▶ Request: Wherever the word "this" appears in a line, extract that line.

▶ Supplied data:
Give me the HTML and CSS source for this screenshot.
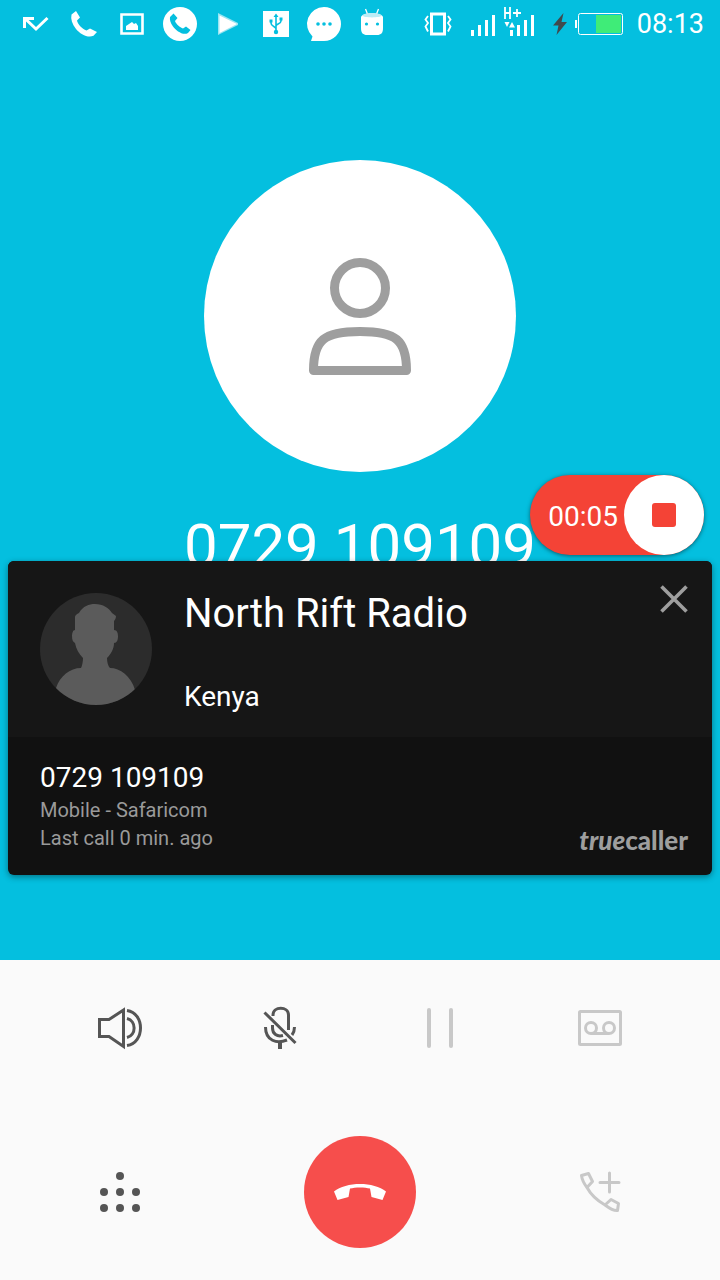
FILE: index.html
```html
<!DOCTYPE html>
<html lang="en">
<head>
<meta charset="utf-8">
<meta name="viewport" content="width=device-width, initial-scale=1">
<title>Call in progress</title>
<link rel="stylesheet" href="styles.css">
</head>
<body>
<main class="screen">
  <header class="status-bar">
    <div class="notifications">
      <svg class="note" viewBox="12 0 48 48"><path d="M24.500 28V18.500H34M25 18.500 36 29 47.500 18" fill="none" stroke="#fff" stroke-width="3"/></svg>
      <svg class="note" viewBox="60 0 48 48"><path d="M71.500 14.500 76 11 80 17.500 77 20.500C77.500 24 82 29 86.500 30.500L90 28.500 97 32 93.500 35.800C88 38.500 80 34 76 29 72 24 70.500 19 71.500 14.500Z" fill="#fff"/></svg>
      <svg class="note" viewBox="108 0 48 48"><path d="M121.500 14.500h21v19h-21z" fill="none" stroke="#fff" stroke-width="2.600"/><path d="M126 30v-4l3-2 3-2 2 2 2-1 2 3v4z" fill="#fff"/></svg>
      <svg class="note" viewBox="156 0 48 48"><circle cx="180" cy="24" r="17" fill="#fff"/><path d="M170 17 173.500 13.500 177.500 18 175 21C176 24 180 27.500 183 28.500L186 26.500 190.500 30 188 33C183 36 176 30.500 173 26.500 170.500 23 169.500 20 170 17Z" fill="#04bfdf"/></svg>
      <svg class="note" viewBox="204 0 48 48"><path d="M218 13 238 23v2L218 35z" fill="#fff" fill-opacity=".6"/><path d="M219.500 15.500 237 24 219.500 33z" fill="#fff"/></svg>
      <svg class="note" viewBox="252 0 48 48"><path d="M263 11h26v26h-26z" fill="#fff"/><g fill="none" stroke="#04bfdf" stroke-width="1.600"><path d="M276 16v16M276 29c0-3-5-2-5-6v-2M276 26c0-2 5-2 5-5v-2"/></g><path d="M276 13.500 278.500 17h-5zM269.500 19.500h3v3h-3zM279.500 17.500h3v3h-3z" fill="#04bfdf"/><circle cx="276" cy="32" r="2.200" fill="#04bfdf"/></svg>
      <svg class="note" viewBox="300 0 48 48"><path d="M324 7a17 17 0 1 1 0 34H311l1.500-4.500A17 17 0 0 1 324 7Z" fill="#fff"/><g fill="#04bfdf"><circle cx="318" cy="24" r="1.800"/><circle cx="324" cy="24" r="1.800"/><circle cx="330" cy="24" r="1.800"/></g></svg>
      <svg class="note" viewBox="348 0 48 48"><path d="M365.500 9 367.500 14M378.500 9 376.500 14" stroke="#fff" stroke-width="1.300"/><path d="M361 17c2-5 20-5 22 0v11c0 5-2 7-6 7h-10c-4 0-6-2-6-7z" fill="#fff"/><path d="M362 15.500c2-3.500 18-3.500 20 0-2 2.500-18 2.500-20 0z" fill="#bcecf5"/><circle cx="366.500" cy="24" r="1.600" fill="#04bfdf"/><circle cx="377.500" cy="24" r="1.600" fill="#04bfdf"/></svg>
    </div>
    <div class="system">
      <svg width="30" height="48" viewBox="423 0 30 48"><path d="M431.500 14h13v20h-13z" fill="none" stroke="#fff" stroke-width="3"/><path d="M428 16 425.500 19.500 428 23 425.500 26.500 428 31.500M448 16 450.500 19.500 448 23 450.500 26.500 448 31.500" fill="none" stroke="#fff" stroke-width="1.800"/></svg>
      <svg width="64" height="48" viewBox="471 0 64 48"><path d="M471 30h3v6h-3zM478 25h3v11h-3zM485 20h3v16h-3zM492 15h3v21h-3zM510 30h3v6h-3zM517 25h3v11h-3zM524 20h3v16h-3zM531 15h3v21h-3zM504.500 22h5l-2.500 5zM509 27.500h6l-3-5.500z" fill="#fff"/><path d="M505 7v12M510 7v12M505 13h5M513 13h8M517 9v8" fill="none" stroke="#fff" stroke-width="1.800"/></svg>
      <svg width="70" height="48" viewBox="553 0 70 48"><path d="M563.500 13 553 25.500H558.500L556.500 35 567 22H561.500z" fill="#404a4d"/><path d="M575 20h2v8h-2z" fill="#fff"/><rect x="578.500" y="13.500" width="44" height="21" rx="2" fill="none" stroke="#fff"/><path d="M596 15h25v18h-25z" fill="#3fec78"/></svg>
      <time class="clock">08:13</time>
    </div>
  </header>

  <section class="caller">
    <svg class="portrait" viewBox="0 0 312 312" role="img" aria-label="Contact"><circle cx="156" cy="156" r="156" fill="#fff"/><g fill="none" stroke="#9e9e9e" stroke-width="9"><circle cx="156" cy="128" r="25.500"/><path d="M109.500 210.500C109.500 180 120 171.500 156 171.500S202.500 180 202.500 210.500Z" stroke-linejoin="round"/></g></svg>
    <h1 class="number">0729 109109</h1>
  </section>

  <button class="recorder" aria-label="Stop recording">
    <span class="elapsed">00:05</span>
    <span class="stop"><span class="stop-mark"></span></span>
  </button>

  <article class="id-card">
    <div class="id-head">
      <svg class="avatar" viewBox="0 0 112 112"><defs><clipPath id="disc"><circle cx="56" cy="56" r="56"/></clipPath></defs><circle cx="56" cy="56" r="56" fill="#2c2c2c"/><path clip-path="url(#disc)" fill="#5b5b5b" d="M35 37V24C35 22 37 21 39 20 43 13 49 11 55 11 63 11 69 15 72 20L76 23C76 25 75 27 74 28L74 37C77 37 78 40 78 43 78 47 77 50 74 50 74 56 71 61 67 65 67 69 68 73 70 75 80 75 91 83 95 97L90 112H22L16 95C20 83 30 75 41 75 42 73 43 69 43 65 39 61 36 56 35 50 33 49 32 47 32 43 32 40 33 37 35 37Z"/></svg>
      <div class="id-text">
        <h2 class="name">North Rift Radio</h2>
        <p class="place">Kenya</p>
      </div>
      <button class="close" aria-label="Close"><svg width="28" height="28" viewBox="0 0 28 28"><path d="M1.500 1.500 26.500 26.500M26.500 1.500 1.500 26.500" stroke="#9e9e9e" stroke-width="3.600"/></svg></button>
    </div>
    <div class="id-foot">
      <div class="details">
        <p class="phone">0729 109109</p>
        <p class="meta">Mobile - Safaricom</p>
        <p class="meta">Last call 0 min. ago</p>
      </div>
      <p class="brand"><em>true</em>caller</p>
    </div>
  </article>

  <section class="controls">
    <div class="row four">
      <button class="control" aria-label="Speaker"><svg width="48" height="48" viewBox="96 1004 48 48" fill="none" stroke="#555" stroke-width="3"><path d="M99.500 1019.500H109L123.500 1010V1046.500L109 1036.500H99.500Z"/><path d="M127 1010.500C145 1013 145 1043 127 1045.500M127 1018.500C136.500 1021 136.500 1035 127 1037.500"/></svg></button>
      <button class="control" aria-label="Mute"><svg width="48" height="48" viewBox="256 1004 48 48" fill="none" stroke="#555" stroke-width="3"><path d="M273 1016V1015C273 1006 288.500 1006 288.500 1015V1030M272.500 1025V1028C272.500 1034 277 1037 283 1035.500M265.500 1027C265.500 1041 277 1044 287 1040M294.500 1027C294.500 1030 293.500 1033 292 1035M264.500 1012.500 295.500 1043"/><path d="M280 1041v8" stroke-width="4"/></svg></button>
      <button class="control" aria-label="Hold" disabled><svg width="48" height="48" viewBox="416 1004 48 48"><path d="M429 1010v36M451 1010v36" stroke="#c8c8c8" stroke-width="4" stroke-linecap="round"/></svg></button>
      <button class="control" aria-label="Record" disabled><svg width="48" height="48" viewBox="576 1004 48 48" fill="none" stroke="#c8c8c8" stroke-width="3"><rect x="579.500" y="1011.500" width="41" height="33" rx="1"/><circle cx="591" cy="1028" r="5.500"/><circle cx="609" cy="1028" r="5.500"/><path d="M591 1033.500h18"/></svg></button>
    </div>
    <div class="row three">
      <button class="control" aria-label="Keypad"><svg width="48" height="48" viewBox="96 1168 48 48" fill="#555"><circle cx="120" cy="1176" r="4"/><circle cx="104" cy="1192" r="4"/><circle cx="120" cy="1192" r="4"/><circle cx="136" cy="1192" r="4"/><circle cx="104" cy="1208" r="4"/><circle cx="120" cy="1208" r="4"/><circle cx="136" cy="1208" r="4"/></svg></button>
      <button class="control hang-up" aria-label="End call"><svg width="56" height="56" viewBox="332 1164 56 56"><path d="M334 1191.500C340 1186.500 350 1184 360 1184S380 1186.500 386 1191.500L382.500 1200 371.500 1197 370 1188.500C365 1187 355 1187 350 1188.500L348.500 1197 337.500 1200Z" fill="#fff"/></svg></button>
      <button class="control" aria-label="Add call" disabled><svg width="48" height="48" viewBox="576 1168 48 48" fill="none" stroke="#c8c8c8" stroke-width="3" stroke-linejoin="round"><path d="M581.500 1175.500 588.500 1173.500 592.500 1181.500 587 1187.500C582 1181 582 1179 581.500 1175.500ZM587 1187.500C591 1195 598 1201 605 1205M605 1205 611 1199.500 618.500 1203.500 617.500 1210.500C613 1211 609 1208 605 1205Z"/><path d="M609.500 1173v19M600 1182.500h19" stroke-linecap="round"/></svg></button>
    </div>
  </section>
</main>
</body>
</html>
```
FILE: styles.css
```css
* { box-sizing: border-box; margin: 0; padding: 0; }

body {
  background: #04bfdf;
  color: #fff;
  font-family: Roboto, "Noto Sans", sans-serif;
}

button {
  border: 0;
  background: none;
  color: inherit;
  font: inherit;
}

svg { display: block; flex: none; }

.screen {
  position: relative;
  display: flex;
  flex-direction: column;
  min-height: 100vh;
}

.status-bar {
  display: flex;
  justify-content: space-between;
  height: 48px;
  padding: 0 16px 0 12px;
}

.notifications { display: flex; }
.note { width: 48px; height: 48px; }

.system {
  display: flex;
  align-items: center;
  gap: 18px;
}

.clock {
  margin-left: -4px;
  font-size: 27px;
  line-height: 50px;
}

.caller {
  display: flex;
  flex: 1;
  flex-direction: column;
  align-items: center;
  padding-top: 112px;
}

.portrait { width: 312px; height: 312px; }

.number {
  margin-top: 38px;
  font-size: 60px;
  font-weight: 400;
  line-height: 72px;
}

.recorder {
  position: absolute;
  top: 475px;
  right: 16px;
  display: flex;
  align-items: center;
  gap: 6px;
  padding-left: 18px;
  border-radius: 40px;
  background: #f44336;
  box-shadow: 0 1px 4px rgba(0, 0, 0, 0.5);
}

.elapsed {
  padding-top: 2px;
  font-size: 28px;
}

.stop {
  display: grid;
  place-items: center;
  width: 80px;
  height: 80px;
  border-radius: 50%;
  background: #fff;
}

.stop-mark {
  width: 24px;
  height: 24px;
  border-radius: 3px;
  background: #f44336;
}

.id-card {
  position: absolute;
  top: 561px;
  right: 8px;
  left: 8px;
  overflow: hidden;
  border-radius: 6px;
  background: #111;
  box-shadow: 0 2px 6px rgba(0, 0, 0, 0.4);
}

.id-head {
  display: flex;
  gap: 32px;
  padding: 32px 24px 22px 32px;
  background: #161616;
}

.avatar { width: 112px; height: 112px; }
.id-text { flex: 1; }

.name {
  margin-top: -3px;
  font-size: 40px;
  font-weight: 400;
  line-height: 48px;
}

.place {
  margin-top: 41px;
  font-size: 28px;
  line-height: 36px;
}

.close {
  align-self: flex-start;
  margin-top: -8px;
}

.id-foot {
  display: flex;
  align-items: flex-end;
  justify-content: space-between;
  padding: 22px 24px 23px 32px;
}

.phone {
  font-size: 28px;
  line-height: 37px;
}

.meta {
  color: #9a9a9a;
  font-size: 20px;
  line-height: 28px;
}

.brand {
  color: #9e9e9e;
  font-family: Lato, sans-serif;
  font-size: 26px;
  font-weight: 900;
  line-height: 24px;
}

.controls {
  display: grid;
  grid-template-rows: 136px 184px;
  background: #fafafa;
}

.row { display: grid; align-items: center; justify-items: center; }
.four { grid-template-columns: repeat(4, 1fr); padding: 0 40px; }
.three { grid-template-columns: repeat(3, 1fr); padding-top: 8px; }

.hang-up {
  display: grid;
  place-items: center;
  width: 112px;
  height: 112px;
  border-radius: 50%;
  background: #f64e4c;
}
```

==

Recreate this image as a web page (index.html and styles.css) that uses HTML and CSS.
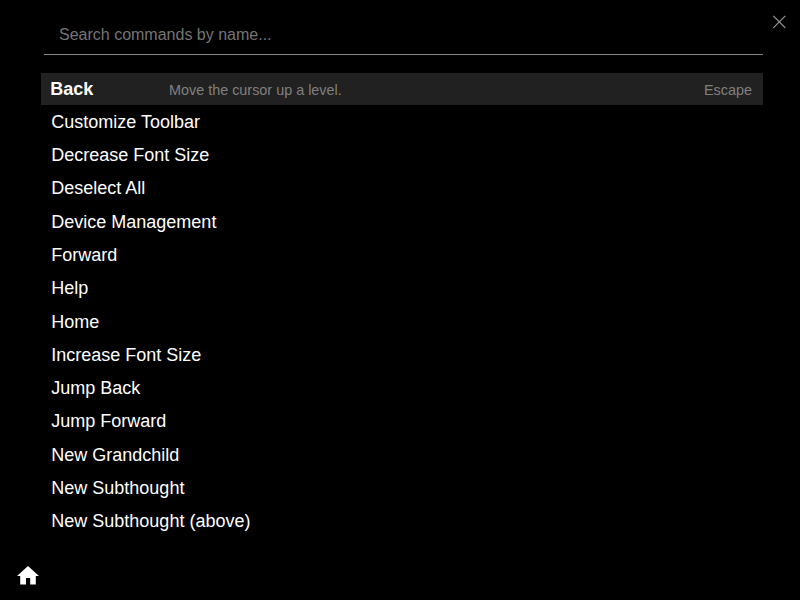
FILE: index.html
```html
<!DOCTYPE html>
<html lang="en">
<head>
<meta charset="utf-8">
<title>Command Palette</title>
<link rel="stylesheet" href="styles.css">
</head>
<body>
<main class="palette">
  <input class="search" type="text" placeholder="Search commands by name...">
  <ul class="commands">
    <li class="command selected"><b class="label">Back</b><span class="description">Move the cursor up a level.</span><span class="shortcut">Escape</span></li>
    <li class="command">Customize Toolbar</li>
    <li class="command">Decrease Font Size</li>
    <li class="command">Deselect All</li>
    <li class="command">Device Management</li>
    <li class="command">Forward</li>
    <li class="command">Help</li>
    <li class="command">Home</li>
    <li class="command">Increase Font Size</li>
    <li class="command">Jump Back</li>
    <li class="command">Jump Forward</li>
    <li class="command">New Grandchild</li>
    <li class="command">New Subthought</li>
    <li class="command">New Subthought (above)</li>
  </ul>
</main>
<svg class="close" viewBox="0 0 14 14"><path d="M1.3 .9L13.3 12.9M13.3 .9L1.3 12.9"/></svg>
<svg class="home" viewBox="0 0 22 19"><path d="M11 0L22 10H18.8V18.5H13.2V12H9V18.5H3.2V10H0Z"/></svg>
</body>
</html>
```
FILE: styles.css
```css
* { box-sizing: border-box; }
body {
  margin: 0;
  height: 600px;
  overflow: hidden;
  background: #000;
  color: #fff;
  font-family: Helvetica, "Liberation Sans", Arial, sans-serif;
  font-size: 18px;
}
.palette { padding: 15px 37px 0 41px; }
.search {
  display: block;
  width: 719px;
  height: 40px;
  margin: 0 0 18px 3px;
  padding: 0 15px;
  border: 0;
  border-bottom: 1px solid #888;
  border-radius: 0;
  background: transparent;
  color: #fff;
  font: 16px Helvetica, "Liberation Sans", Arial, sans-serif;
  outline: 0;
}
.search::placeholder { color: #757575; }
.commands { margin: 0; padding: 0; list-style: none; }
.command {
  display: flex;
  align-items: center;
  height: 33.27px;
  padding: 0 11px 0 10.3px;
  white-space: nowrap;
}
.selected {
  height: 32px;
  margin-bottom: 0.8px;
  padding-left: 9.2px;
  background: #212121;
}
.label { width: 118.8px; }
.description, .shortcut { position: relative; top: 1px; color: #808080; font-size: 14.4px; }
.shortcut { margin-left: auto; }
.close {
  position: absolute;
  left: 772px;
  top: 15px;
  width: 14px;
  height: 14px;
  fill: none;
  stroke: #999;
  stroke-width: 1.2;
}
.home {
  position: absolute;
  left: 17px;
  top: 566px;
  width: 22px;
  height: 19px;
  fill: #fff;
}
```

▶ Full response:
Give me the HTML and CSS source for this screenshot.
Recreate this image as a web page (index.html and styles.css) that uses HTML and CSS.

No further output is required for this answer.